Holistic care means the physical, spiritual, mental and emotional parts of each person are treated as a whole. By using this approach the possible causes of an illness are targeted, not just the symptoms. About.com states: “Holistic healing involves looking beyond the physical when choosing therapies and better choices to bring about balance to the ‘whole’ being.“ Another definition is: “Holistic relates to, or is concerned with, complete systems rather than with the details or parts that make up the system.”

Holistic care is less about fighting disease and more about restoring someone's health. It is less about fixing and more about healing, as it requires improving the condition, and addressing the root causes of a problem. Holistic care encourages people to use their internal self-healing ability.

Holistic care may involve things like:
  • Diet
  • Nutritional supplements
  • Homeopathy
  • Cranial osteopathy
  • Mindfulness meditations
  • Yoga
  • Tai Chi
  • Acupuncture
  • Psychotherapy

Holistic care is preventative. It seeks to correct what might be causing a problem. Holistic are requires you to be much more involved. Specific actions might need to be taken. In holistic care, pain is considered to be a sign that something is going wrong that needs to be corrected as a first step, and to not be masked with medication.

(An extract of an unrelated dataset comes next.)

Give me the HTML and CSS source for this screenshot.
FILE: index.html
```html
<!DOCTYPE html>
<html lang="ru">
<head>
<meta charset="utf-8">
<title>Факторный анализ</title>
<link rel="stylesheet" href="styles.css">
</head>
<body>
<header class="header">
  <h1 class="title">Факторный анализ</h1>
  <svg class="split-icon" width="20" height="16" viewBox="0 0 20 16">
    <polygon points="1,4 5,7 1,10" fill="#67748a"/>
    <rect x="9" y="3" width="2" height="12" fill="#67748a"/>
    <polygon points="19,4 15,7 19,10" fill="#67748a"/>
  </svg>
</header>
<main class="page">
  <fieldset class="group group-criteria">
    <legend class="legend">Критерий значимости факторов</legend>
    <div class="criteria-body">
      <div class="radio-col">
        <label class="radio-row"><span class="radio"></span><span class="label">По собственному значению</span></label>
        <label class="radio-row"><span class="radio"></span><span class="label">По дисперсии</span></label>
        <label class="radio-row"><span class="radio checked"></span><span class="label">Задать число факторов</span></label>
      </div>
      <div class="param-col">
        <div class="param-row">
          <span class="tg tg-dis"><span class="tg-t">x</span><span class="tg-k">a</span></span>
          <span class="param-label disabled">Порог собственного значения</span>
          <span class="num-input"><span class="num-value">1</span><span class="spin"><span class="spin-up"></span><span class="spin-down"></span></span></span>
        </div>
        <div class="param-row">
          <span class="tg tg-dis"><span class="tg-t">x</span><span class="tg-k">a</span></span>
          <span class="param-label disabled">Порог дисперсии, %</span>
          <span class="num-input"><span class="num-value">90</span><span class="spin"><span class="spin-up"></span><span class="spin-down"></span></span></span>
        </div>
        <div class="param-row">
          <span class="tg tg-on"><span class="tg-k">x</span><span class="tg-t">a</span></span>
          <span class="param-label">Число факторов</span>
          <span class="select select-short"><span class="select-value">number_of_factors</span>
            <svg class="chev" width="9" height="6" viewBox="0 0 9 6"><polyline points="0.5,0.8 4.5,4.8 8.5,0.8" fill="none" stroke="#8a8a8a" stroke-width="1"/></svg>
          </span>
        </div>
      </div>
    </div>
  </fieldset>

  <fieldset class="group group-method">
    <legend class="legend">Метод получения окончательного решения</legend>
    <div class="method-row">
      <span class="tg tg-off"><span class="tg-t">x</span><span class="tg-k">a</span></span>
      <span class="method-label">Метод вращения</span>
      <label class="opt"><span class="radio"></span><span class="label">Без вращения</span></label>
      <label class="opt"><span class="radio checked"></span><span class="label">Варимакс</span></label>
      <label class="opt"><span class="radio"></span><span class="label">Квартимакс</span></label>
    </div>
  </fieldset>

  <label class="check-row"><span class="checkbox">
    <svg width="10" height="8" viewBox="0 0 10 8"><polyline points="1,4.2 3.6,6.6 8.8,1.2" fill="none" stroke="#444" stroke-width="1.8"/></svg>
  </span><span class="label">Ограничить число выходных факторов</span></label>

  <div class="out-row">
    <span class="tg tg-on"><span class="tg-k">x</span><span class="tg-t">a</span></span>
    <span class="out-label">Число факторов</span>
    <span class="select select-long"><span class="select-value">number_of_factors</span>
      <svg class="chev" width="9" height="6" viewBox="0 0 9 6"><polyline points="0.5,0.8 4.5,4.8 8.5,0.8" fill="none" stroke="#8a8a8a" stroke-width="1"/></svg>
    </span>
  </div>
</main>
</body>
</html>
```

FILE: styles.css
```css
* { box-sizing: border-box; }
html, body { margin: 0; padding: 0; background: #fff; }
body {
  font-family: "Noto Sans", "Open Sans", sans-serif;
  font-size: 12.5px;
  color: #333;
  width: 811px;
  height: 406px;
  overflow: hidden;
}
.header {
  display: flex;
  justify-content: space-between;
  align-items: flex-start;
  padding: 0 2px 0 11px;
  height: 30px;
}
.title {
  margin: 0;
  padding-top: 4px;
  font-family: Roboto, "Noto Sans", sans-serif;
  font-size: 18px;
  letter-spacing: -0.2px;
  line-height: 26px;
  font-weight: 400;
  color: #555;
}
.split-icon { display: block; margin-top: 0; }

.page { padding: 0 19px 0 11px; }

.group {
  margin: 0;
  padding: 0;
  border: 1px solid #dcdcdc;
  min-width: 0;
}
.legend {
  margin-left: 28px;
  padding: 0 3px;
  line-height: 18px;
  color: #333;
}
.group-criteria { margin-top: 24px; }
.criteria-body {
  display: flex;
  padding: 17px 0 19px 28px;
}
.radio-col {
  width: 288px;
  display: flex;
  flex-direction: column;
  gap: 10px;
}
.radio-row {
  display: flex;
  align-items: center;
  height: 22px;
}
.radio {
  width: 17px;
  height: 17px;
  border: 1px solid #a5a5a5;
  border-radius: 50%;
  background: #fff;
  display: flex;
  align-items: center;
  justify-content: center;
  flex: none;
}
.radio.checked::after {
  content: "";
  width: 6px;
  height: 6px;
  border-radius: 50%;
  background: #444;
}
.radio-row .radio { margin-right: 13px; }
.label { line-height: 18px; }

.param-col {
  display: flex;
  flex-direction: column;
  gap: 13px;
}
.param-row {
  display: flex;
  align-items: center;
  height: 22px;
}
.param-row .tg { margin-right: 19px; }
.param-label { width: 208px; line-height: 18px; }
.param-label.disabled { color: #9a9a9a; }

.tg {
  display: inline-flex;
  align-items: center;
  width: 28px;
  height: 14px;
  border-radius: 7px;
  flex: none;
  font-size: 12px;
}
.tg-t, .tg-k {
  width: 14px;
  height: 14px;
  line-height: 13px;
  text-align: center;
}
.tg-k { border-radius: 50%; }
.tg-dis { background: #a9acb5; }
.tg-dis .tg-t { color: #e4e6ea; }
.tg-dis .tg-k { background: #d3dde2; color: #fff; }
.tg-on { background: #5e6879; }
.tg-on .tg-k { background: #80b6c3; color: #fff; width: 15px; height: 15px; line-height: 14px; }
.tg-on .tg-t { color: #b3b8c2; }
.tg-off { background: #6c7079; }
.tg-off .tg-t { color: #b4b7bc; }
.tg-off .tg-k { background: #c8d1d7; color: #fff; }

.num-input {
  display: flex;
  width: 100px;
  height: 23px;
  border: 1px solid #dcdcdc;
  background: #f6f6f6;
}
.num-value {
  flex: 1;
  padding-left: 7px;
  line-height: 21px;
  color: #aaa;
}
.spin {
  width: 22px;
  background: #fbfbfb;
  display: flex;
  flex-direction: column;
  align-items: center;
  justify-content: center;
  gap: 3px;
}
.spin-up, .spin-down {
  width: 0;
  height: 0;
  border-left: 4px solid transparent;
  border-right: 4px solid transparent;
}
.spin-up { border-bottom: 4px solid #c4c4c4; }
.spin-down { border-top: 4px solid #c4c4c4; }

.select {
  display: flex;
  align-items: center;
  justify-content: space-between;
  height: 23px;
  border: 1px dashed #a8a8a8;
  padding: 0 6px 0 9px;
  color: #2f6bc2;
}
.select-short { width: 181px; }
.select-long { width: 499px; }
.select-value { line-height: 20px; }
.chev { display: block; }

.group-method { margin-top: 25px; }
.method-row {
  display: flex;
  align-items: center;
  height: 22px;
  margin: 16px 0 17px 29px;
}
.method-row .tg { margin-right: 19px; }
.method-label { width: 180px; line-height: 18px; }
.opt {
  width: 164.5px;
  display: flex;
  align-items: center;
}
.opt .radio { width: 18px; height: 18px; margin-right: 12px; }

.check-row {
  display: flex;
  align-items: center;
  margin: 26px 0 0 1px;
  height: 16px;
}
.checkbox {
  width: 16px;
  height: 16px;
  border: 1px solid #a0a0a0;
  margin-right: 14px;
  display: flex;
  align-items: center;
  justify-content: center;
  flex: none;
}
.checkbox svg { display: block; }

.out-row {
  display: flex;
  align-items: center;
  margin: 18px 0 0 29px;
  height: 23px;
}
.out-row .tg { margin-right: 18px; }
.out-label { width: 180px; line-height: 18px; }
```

In holistic care a lot of patient education happens. You may receive information about healthy foods to eat, exercises to do, etc. Holistic care is not passive care. Each patient must be actively involved to carry out the recommendations, as each person is considered to be the source of his or her own healing.

There are holistic dentists, nutritionists, and massage therapists who focus on the whole person, and helping people heal what might be occurring, not just fixing what is seen as the problem.

In conventional or traditional medical care (allopathy), practitioners are trained to listen for symptoms, order tests, and then write prescriptions. Conventional medical care focuses on fixing what is wrong. This most often means that the symptoms should stop. This allows a large number of patients to be seen (12 or 20 minute appointments), medications and surgery are regularly prescribed.

Allopathy is considered to be biologically based, and includes scientific progress that includes vaccines and specific drugs used to treat disease. Biologically based means physical ailments and/or problems are primarily what is looked at and treated. In allopathic care treatments are generally medications or surgery. 

In allopathy mental illness and emotional disorders are usually seen as either brain diseases or, in earlier allopathic practices, as character flaws. Physicians seek to treat these disorders by affecting brain physiology with pharmaceuticals (first choice is medications) and/or with counseling or behavior modification. Allopathic medicine does not initially emphasize the mind’s impact on health or healing.

The term holistic also refers to a person who tends to be good at understanding the large picture, and at relating large areas of information to each other.